You can use the state rebates for appliances including heat pumps, washers, and, as of this month, induction stoves, as well as other measures like energy-saving lighting.

To see what savings you qualify for, check out the Mass Save website.

Where to start?

To begin, consider getting a home energy audit — an assessment of your energy consumption. It’s free through the state’s Mass Save program and also covered by new federal tax incentives. Then seal and insulate your home to reduce the amount of energy it takes to heat and cool it, said Ben Butterworth, senior manager of climate and energy analysis at the Acadia Center, a clean energy advocacy organization.

Globe Staff

Check your home heating equipment and appliances. Theoretically, if you’re trying to cut as much carbon as possible, a good rule of thumb is to prioritize removing your home’s biggest greenhouse gas polluters first and work from there — space heating, then water heating, and then appliances like stoves and dryers, said Butterworth. But most people find it more practical to make upgrades as old equipment wears out.

“If your furnace is 20 years old, then you need a plan for what you do when that furnace dies,” said Butterworth.

As you develop your plan, find out whether you’ll need to upgrade your electric panel to accommodate more electricity.

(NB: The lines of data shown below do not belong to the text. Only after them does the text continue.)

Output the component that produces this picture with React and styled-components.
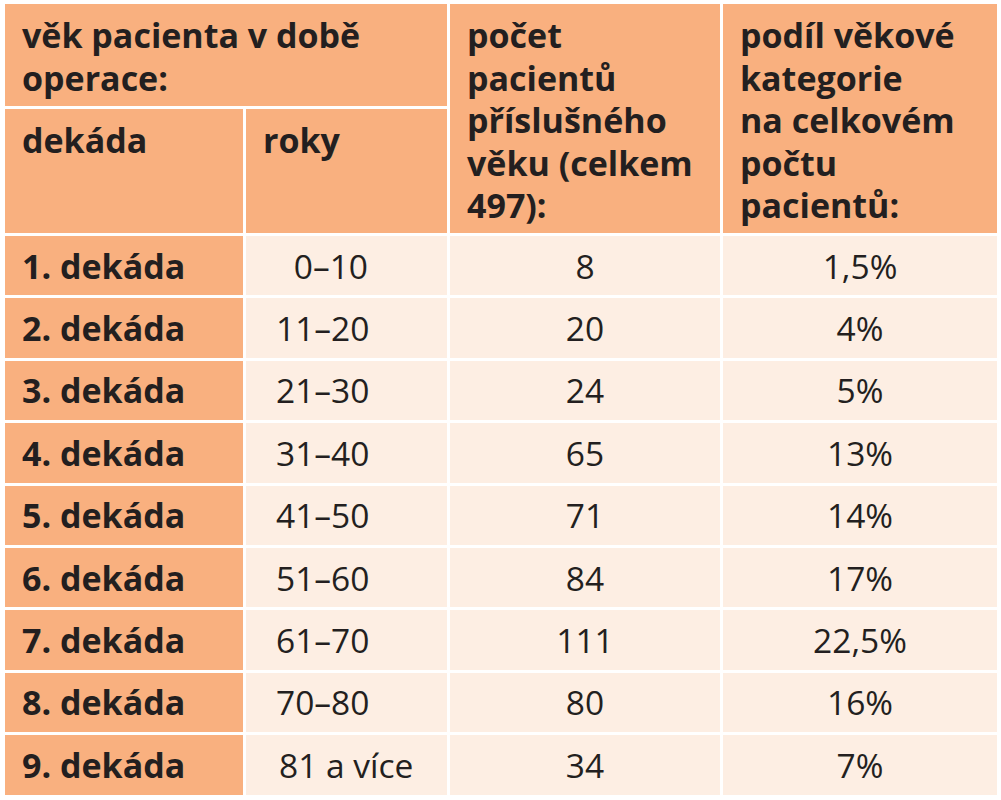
import React from "react";
import styled, { createGlobalStyle } from "styled-components";

const Global = createGlobalStyle`
  html, body { margin: 0; padding: 0; background: #ffffff; }
  body { font-family: "Open Sans", "Liberation Sans", sans-serif; color: #231f20; }
`;

const Page = styled.div`
  padding: 4px 4px 0 5px;
`;

const Grid = styled.div`
  display: grid;
  grid-template-columns: 238px 201px 270px 274px;
  grid-template-rows: 102px 124px repeat(9, 59.4px);
  gap: 3px;
  background: #ffffff;
  width: 992px;
`;

const HeadCell = styled.div`
  background: #f9b07f;
  font-weight: 700;
  font-size: 34px;
  line-height: 42.5px;
  padding: 10px 6px 0 17px;
  grid-column: ${(p) => p.$col || "auto"};
  grid-row: ${(p) => p.$row || "auto"};
`;

const LabelCell = styled.div`
  background: #f9b07f;
  font-weight: 700;
  font-size: 34px;
  display: flex;
  align-items: center;
  padding-left: 17px;
`;

const ValueCell = styled.div`
  background: #fdeee3;
  font-size: 33.5px;
  display: flex;
  align-items: center;
  justify-content: ${(p) => (p.$center ? "center" : "flex-start")};
  padding-left: ${(p) => (p.$center ? "0" : "30px")};
`;

const Range = styled.span`
  display: inline-block;
  min-width: ${(p) => (p.$free ? "0" : "92px")};
  text-align: ${(p) => (p.$free ? "left" : "right")};
  padding-left: ${(p) => (p.$free ? "3px" : "0")};
`;

const rows = [
  ["1. dekáda", "0–10", "8", "1,5%"],
  ["2. dekáda", "11–20", "20", "4%"],
  ["3. dekáda", "21–30", "24", "5%"],
  ["4. dekáda", "31–40", "65", "13%"],
  ["5. dekáda", "41–50", "71", "14%"],
  ["6. dekáda", "51–60", "84", "17%"],
  ["7. dekáda", "61–70", "111", "22,5%"],
  ["8. dekáda", "70–80", "80", "16%"],
  ["9. dekáda", "81 a více", "34", "7%"],
];

export default function App() {
  return (
    <Page>
      <Global />
      <Grid>
        <HeadCell $col="1 / 3" $row="1">
          věk pacienta v době
          <br />
          operace:
        </HeadCell>
        <HeadCell $col="3" $row="1 / 3">
          počet
          <br />
          pacientů
          <br />
          příslušného
          <br />
          věku (celkem
          <br />
          497):
        </HeadCell>
        <HeadCell $col="4" $row="1 / 3">
          podíl věkové
          <br />
          kategorie
          <br />
          na celkovém
          <br />
          počtu
          <br />
          pacientů:
        </HeadCell>
        <HeadCell $col="1" $row="2">dekáda</HeadCell>
        <HeadCell $col="2" $row="2">roky</HeadCell>
        {rows.map(([label, range, count, share]) => (
          <React.Fragment key={label}>
            <LabelCell>{label}</LabelCell>
            <ValueCell>
              <Range $free={range.includes("a")}>{range}</Range>
            </ValueCell>
            <ValueCell $center>{count}</ValueCell>
            <ValueCell $center>{share}</ValueCell>
          </React.Fragment>
        ))}
      </Grid>
    </Page>
  );
}
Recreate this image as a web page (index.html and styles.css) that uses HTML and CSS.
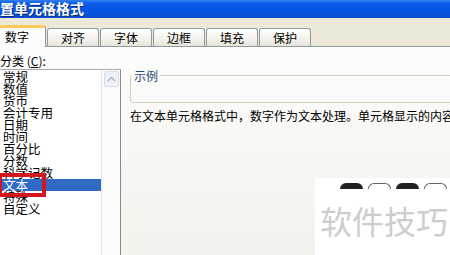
FILE: index.html
```html
<!DOCTYPE html>
<html>
<head>
<meta charset="utf-8">
<link rel="stylesheet" href="styles.css">
</head>
<body>
<div class="title"><span>置单元格格式</span></div>
<div class="tabs">
  <div class="tab active">数字</div>
  <div class="tab">对齐</div>
  <div class="tab">字体</div>
  <div class="tab">边框</div>
  <div class="tab">填充</div>
  <div class="tab">保护</div>
</div>
<div class="panel">
  <div class="left">
    <div class="label">分类 (<u>C</u>):</div>
    <div class="listbox">
      <ul class="items">
        <li>常规</li>
        <li>数值</li>
        <li>货币</li>
        <li>会计专用</li>
        <li>日期</li>
        <li>时间</li>
        <li>百分比</li>
        <li>分数</li>
        <li>科学记数</li>
        <li class="sel">文本</li>
        <li>特殊</li>
        <li>自定义</li>
      </ul>
      <div class="scroll">
        <div class="up"><svg width="9" height="6" viewBox="0 0 9 6"><path d="M1 5 L4.5 1.5 L8 5" fill="none" stroke="#b3bccb" stroke-width="1.6"/></svg></div>
      </div>
    </div>
  </div>
  <div class="right">
    <fieldset class="sample"><legend>示例</legend></fieldset>
    <p class="desc">在文本单元格格式中，数字作为文本处理。单元格显示的内容</p>
  </div>
</div>
<div class="mark">
  <div class="pills">
    <span class="pill dark"></span>
    <span class="pill light"></span>
    <span class="pill dark"></span>
    <span class="pill light"></span>
  </div>
  <div class="mark-text">软件技巧</div>
</div>
<div class="redbox"></div>
</body>
</html>
```

FILE: styles.css
```css
* { box-sizing: border-box; }
html, body { margin: 0; padding: 0; }
body {
  width: 450px;
  height: 255px;
  overflow: hidden;
  position: relative;
  font-family: "Noto Sans CJK SC", "Liberation Sans", sans-serif;
  font-size: 12px;
  color: #000;
  background: #ece9d8;
}
.title {
  height: 18px;
  background: linear-gradient(#2f7ff2 0%, #0a5ae6 22%, #0553e2 70%, #0a4ccf 100%);
  color: #fff;
  font-weight: bold;
  font-size: 14px;
  line-height: 17px;
  white-space: nowrap;
  text-shadow: 1px 1px 0 #0b2a78;
}
.tabs {
  height: 28px;
  display: flex;
  align-items: flex-end;
  background: #ece9d8;
}
.tab {
  width: 52px;
  height: 18px;
  margin-left: 1px;
  border: 1px solid #919b9c;
  border-bottom: none;
  border-radius: 3px 3px 0 0;
  background: linear-gradient(#ffffff, #f3f2ec 60%, #e6e4da);
  text-align: center;
  line-height: 17px;
  font-size: 12px;
}
.tab.active {
  width: 47px;
  height: 22px;
  margin-left: -1px;
  margin-bottom: -1px;
  position: relative;
  z-index: 1;
  background: #fcfcfe;
  border-top: 3px solid #fdc95a;
  text-align: left;
  padding-left: 5px;
  line-height: 18px;
}
.panel {
  height: 209px;
  overflow: hidden;
  border-top: 1px solid #919b9c;
  background: linear-gradient(#fdfdfd, #f8f7f3 50%, #f3f2ed);
  display: flex;
}
.left {
  width: 121px;
  padding-top: 7px;
}
.label {
  line-height: 14px;
  margin-bottom: 1px;
  white-space: nowrap;
}
.listbox {
  margin-left: -2px;
  width: 123px;
  height: 186px;
  border: 1px solid #a5acb2;
  border-bottom: none;
  border-right-color: #8a8a8a;
  background: #fff;
  display: flex;
}
.items {
  list-style: none;
  margin: 0;
  padding: 1px 0 0 0;
  width: 102px;
  font-size: 12.5px;
  line-height: 12px;
}
.items li {
  height: 12px;
  padding-left: 4px;
  white-space: nowrap;
}
.items li.sel {
  background: #316ac5;
  color: #fff;
}
.scroll {
  width: 19px;
  border-left: 1px solid #e6e6e6;
  background: #fbfbfb;
}
.up {
  width: 15px;
  height: 16px;
  margin: 1px 0 0 2px;
  border: 1px solid #d9dee8;
  border-radius: 2px;
  background: #eef1f6;
  display: flex;
  align-items: center;
  justify-content: center;
}
.right {
  flex: 1;
  padding-left: 9px;
  padding-top: 7px;
  min-width: 0;
}
.sample {
  margin: 15px -10px 0 0;
  padding: 0;
  height: 34px;
  border: 1px solid #d0d0bf;
  border-radius: 3px;
}
.sample legend {
  padding: 0 2px;
  margin-left: 1px;
  line-height: 13px;
  font-size: 12px;
  color: #1b4a78;
}
.desc {
  margin: 6px 0 0 0;
  line-height: 14px;
  white-space: nowrap;
  overflow: hidden;
}
.mark {
  position: absolute;
  left: 315px;
  top: 178px;
  width: 135px;
  height: 77px;
  background: #fff;
  padding: 5px 0 0 5px;
}
.pills {
  display: flex;
  gap: 5px;
  margin-left: 20px;
}
.pill {
  width: 23px;
  height: 6px;
  border-radius: 6px 6px 0 0;
}
.pill.dark { background: #222; }
.pill.light { border: 1px solid #666; border-bottom: none; background: #fff; }
.mark-text {
  margin-top: 15px;
  font-size: 32px;
  line-height: 32px;
  color: #cdcdcd;
  white-space: nowrap;
}
.redbox {
  position: absolute;
  left: -2px;
  top: 173px;
  width: 48px;
  height: 24px;
  border: 4px solid #d2151f;
}
```
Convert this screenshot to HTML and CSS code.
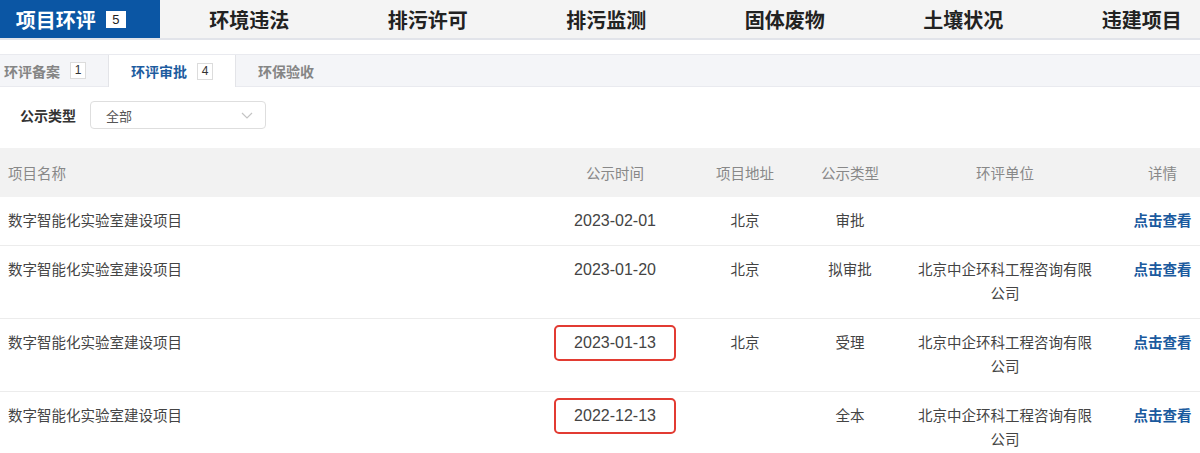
FILE: index.html
```html
<!DOCTYPE html>
<html lang="zh-CN">
<head>
  <meta charset="UTF-8">
  <meta name="viewport" content="width=device-width, initial-scale=1.0">
  <title>项目环评</title>
  <link rel="stylesheet" href="styles.css">
</head>
<body>
  <div class="nav">
    <div class="nav-tab active">项目环评 <span class="nav-badge">5</span></div>
    <div class="nav-tab">环境违法</div>
    <div class="nav-tab">排污许可</div>
    <div class="nav-tab">排污监测</div>
    <div class="nav-tab">固体废物</div>
    <div class="nav-tab">土壤状况</div>
    <div class="nav-tab">违建项目</div>
  </div>

  <div class="subtabs">
    <div class="subtab">环评备案 <span class="sub-badge">1</span></div>
    <div class="subtab active">环评审批 <span class="sub-badge">4</span></div>
    <div class="subtab">环保验收</div>
  </div>

  <div class="filter">
    <span class="filter-label">公示类型</span>
    <div class="select">
      <span>全部</span>
      <svg class="chevron" width="12" height="7" viewBox="0 0 12 7"><path d="M1 1l5 5 5-5" fill="none" stroke="#c4c4c4" stroke-width="1.2"/></svg>
    </div>
  </div>

  <table class="list">
    <thead>
      <tr>
        <th class="col-name">项目名称</th>
        <th class="col-date">公示时间</th>
        <th class="col-addr">项目地址</th>
        <th class="col-type">公示类型</th>
        <th class="col-org">环评单位</th>
        <th class="col-more">详情</th>
      </tr>
    </thead>
    <tbody>
      <tr>
        <td class="col-name">数字智能化实验室建设项目</td>
        <td class="col-date">2023-02-01</td>
        <td class="col-addr">北京</td>
        <td class="col-type">审批</td>
        <td class="col-org"></td>
        <td class="col-more"><a href="#">点击查看</a></td>
      </tr>
      <tr>
        <td class="col-name">数字智能化实验室建设项目</td>
        <td class="col-date">2023-01-20</td>
        <td class="col-addr">北京</td>
        <td class="col-type">拟审批</td>
        <td class="col-org">北京中企环科工程咨询有限公司</td>
        <td class="col-more"><a href="#">点击查看</a></td>
      </tr>
      <tr>
        <td class="col-name">数字智能化实验室建设项目</td>
        <td class="col-date"><span class="mark">2023-01-13</span></td>
        <td class="col-addr">北京</td>
        <td class="col-type">受理</td>
        <td class="col-org">北京中企环科工程咨询有限公司</td>
        <td class="col-more"><a href="#">点击查看</a></td>
      </tr>
      <tr>
        <td class="col-name">数字智能化实验室建设项目</td>
        <td class="col-date"><span class="mark">2022-12-13</span></td>
        <td class="col-addr"></td>
        <td class="col-type">全本</td>
        <td class="col-org">北京中企环科工程咨询有限公司</td>
        <td class="col-more"><a href="#">点击查看</a></td>
      </tr>
    </tbody>
  </table>
</body>
</html>
```

FILE: styles.css
```css
body {
  margin: 0;
  background-color: white;
  color: #444;
  font-family: "Liberation Sans", "Noto Sans CJK SC", sans-serif;
  overflow: hidden;
}

.nav {
  display: flex;
  margin-left: -18.5px;
  height: 38px;
  background-color: #f4f4f4;
  border-bottom: 2px solid #e2e4ea;
}

.nav-tab {
  flex: 0 0 178.5px;
  display: flex;
  align-items: center;
  justify-content: center;
  gap: 10px;
  font-size: 20px;
  font-weight: bold;
  color: #222;
}

.nav-tab.active {
  background-color: #0b56a4;
  color: white;
}

.nav-badge {
  display: inline-block;
  width: 20px;
  height: 17px;
  line-height: 17px;
  background-color: white;
  color: #222;
  font-size: 13px;
  font-weight: normal;
  text-align: center;
}

.subtabs {
  display: flex;
  margin: 14px 0 0 -18px;
  height: 31px;
  background-color: #f4f5f8;
  border-top: 1px solid #e9eaef;
  border-bottom: 1px solid #e9eaef;
}

.subtab {
  display: flex;
  align-items: center;
  gap: 10px;
  padding: 0 22px;
  font-size: 14px;
  font-weight: bold;
  color: #858585;
}

.subtab.active {
  background-color: white;
  color: #1d5c9f;
  border-left: 1px solid #e3e4e8;
  border-right: 1px solid #e3e4e8;
  margin-bottom: -1px;
}

.sub-badge {
  display: inline-block;
  width: 14px;
  height: 15px;
  line-height: 15px;
  border: 1px solid #dcdcdc;
  background-color: white;
  color: #333;
  font-size: 12px;
  font-weight: normal;
  text-align: center;
}

.filter {
  display: flex;
  align-items: center;
  gap: 14px;
  padding: 14px 20px 0;
}

.filter-label {
  font-size: 14px;
  font-weight: bold;
  color: #333;
}

.select {
  display: flex;
  align-items: center;
  justify-content: space-between;
  box-sizing: border-box;
  width: 176px;
  height: 28px;
  padding: 0 12px 0 15px;
  border: 1px solid #dedede;
  border-radius: 4px;
  font-size: 13px;
  color: #555;
}

.list {
  width: 1200px;
  margin-top: 19px;
  border-collapse: collapse;
  table-layout: fixed;
  font-size: 14.5px;
}

.list th {
  height: 49px;
  padding: 0 8px;
  background-color: #f2f2f2;
  color: #888;
  font-weight: normal;
}

.list td {
  padding: 12px 8px;
  line-height: 24px;
  vertical-align: top;
  border-bottom: 1px solid #ececec;
  color: #444;
}

.col-name { width: 529px; text-align: left; }
.col-date { width: 124px; text-align: center; }
.col-addr { width: 104px; text-align: center; }
.col-type { width: 74px; text-align: center; }
.col-org { width: 182px; text-align: center; }
.list .col-org { padding-left: 19px; padding-right: 19px; }
.col-more { text-align: center; }
.list .col-more { padding-left: 10px; padding-right: 0; }

.list td.col-date {
  font-size: 16px;
}

.col-more a {
  color: #1b5a9e;
  font-weight: bold;
  text-decoration: none;
}

.mark {
  display: inline-block;
  margin: -6px -20px;
  padding: 4px 18px;
  line-height: 24px;
  border: 2px solid #e23b32;
  border-radius: 5px;
}
```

While you’re at it, you might consider switching to renewable energy, for instance by adding rooftop solar. Contractors can help determine how big a system you’ll need based on your energy usage. If rooftop solar isn’t an option for you, you might think about subscribing to a community solar farm or enrolling in a 100 percent renewable plan with your utility.

These steps can help you not only cut carbon pollution, but also lower your utility bills and improve your indoor air quality.

Correction: This story has been updated to note that users of the HOMES rebate can receive up to $2,000, or 50 percent of the project cost, for retrofits that cut energy use by 15 to 20 percent. It has also been updated to clarify that Rewiring America expects only certain qualifying community solar projects will be eligible for the home clean energy credit.